Dataset records:
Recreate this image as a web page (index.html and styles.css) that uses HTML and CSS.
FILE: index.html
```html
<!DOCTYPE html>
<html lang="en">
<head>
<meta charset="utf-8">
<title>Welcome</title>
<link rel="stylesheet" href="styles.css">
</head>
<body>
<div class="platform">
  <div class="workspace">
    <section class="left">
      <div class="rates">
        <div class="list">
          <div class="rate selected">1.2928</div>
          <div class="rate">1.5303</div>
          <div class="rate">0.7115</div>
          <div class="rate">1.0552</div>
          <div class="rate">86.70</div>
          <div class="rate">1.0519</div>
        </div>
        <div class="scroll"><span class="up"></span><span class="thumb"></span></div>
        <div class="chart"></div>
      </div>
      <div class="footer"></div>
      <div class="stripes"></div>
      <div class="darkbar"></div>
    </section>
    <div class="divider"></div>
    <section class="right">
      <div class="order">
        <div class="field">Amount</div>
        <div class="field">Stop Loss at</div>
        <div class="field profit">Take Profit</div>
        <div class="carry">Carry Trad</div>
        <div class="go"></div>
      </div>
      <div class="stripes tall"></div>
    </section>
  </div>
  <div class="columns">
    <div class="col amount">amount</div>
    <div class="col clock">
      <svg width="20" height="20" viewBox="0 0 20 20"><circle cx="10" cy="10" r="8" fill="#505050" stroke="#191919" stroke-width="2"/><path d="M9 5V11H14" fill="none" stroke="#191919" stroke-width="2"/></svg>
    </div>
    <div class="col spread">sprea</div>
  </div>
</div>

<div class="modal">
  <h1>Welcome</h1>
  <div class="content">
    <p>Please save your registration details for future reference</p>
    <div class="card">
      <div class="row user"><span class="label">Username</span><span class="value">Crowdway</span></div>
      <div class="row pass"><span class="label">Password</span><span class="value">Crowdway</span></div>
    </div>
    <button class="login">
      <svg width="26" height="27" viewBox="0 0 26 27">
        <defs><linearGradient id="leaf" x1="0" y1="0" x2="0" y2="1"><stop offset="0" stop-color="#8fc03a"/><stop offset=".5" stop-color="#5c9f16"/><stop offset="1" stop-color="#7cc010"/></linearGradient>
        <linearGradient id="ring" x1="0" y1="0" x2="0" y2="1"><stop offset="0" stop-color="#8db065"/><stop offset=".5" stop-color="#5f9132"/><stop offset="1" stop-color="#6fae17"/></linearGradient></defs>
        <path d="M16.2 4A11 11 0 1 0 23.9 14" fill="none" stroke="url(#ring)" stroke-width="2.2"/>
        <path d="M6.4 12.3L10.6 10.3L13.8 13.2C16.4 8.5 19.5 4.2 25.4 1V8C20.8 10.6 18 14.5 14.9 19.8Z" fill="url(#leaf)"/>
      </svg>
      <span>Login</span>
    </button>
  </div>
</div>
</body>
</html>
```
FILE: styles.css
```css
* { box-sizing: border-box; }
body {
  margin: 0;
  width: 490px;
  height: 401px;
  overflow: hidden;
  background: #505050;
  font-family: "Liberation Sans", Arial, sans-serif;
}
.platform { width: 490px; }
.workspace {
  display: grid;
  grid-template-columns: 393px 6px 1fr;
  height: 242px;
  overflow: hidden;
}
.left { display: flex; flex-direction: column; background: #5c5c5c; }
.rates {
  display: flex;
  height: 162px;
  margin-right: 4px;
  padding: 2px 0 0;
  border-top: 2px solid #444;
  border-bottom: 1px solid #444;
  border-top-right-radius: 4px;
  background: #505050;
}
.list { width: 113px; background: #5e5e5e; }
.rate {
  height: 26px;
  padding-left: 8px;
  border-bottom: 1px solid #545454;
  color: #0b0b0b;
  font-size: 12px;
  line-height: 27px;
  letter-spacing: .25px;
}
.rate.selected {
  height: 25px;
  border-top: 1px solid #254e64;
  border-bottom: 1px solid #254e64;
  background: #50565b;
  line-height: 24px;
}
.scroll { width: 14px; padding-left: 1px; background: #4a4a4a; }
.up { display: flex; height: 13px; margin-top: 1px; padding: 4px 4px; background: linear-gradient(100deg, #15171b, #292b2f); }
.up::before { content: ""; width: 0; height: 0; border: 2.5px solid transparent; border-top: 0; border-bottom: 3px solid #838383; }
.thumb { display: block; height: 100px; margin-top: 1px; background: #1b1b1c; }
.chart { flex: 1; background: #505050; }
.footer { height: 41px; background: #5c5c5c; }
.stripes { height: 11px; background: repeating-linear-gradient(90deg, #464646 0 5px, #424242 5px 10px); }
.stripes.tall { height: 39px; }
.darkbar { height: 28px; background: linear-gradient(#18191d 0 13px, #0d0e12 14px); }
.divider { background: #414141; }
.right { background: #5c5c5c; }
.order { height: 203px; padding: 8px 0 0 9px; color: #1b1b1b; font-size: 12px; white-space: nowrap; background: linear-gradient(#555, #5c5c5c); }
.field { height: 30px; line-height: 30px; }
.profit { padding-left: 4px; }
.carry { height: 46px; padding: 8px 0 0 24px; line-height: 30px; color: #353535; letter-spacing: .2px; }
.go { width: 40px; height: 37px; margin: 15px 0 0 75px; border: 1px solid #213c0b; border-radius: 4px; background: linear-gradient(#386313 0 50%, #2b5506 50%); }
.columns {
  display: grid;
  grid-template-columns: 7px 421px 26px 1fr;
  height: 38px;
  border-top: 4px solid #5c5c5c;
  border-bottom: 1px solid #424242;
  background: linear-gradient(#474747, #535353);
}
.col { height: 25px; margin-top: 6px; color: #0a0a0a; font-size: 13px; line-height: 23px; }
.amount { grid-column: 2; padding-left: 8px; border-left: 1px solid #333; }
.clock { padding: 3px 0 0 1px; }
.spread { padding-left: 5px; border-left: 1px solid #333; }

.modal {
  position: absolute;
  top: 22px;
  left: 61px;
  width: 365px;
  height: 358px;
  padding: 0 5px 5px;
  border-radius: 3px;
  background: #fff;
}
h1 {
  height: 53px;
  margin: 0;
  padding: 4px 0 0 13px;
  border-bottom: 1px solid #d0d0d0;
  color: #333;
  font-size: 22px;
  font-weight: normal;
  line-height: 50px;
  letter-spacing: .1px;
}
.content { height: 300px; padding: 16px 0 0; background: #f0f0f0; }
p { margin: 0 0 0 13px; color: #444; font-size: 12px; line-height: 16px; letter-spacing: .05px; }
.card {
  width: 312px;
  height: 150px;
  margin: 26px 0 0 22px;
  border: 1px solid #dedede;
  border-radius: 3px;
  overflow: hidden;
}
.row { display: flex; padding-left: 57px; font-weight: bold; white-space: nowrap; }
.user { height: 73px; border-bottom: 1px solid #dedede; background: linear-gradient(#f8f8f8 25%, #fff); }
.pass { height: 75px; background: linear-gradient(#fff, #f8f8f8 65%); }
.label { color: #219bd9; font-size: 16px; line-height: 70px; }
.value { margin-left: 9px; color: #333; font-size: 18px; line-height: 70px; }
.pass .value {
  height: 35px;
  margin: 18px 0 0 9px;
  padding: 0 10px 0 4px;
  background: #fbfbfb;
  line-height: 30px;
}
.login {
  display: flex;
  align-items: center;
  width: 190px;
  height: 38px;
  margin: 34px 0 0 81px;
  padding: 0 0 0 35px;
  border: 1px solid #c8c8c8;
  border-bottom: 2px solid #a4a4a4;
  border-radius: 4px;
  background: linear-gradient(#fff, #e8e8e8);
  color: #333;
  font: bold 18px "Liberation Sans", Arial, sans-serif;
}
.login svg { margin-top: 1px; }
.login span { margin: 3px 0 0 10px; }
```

--

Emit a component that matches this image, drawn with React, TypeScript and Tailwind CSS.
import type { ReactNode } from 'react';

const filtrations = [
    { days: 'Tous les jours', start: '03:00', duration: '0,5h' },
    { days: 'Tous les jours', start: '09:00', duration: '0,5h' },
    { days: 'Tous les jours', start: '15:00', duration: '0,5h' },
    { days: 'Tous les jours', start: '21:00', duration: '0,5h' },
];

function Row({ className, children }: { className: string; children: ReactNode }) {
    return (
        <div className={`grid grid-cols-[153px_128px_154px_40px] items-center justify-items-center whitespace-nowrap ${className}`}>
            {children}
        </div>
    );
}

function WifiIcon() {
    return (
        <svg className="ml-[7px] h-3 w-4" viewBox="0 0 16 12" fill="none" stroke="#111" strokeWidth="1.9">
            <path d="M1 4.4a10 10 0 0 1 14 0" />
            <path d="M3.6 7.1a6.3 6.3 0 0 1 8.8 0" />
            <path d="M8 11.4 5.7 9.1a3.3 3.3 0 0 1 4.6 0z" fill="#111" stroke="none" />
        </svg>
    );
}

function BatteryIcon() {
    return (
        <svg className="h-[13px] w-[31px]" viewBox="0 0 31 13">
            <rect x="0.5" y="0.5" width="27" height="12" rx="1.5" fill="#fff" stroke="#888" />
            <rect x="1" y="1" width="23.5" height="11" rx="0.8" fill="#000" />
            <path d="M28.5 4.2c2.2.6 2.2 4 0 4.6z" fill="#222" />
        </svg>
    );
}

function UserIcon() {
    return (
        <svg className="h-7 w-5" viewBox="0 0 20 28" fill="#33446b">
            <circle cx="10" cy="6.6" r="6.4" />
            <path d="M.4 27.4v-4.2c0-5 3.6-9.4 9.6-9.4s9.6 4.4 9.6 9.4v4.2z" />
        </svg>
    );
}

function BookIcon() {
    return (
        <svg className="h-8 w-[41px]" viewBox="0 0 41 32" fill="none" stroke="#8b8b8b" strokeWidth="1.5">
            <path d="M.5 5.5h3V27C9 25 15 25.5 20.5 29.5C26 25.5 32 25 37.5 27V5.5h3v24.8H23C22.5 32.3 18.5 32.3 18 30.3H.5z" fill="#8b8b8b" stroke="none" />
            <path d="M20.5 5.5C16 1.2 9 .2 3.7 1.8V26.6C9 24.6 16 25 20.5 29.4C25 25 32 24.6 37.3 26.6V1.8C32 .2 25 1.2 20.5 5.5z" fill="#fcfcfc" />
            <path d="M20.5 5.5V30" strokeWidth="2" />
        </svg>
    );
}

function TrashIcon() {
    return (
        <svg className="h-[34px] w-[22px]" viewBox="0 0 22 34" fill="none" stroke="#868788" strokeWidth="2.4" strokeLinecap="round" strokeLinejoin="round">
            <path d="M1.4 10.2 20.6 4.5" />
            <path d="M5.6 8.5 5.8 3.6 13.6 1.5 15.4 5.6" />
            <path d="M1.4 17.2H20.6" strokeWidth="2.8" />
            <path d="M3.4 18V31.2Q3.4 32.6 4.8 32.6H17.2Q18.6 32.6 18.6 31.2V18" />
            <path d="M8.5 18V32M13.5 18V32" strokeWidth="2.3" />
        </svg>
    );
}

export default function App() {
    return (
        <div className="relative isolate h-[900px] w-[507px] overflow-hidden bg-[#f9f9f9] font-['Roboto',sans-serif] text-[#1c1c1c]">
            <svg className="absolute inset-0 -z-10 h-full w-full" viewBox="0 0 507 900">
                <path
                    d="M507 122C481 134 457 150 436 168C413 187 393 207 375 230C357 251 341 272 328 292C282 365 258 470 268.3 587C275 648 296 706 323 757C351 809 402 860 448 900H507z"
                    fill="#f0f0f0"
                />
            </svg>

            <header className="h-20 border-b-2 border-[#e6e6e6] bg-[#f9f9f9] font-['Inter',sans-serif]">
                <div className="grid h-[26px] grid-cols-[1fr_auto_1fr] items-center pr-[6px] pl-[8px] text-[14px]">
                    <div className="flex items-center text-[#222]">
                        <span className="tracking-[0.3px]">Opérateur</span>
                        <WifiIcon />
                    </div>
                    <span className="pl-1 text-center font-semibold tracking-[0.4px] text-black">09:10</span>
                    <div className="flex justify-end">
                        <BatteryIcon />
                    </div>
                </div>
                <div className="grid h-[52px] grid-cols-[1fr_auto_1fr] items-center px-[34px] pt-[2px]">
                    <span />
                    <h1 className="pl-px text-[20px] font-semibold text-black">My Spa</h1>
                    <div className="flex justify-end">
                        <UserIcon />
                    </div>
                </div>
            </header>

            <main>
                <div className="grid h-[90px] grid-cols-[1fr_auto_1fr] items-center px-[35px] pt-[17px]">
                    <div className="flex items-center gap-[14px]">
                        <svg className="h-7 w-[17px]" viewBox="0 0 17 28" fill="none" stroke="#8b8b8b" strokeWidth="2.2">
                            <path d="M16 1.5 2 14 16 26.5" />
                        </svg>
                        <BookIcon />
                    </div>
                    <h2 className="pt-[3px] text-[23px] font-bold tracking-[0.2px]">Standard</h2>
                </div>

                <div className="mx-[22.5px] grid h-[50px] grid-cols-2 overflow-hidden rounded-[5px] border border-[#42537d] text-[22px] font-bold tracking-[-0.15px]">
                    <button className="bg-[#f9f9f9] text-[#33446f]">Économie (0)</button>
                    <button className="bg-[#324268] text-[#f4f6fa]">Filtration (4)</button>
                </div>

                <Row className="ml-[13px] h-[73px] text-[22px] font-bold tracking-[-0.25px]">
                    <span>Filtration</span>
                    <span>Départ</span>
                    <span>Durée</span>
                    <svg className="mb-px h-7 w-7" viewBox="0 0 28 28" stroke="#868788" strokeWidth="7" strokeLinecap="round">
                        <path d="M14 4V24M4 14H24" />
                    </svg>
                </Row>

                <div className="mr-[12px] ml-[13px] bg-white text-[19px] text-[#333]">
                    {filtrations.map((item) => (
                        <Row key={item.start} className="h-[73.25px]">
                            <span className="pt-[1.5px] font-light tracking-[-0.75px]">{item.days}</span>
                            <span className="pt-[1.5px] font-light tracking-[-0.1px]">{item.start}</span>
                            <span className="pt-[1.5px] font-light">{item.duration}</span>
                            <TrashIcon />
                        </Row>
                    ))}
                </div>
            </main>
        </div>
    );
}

● Aim
Pull out each line of the records holding the string "that".

● Right answer
Recreate this image as a web page (index.html and styles.css) that uses HTML and CSS.
Emit a component that matches this image, drawn with React, TypeScript and Tailwind CSS.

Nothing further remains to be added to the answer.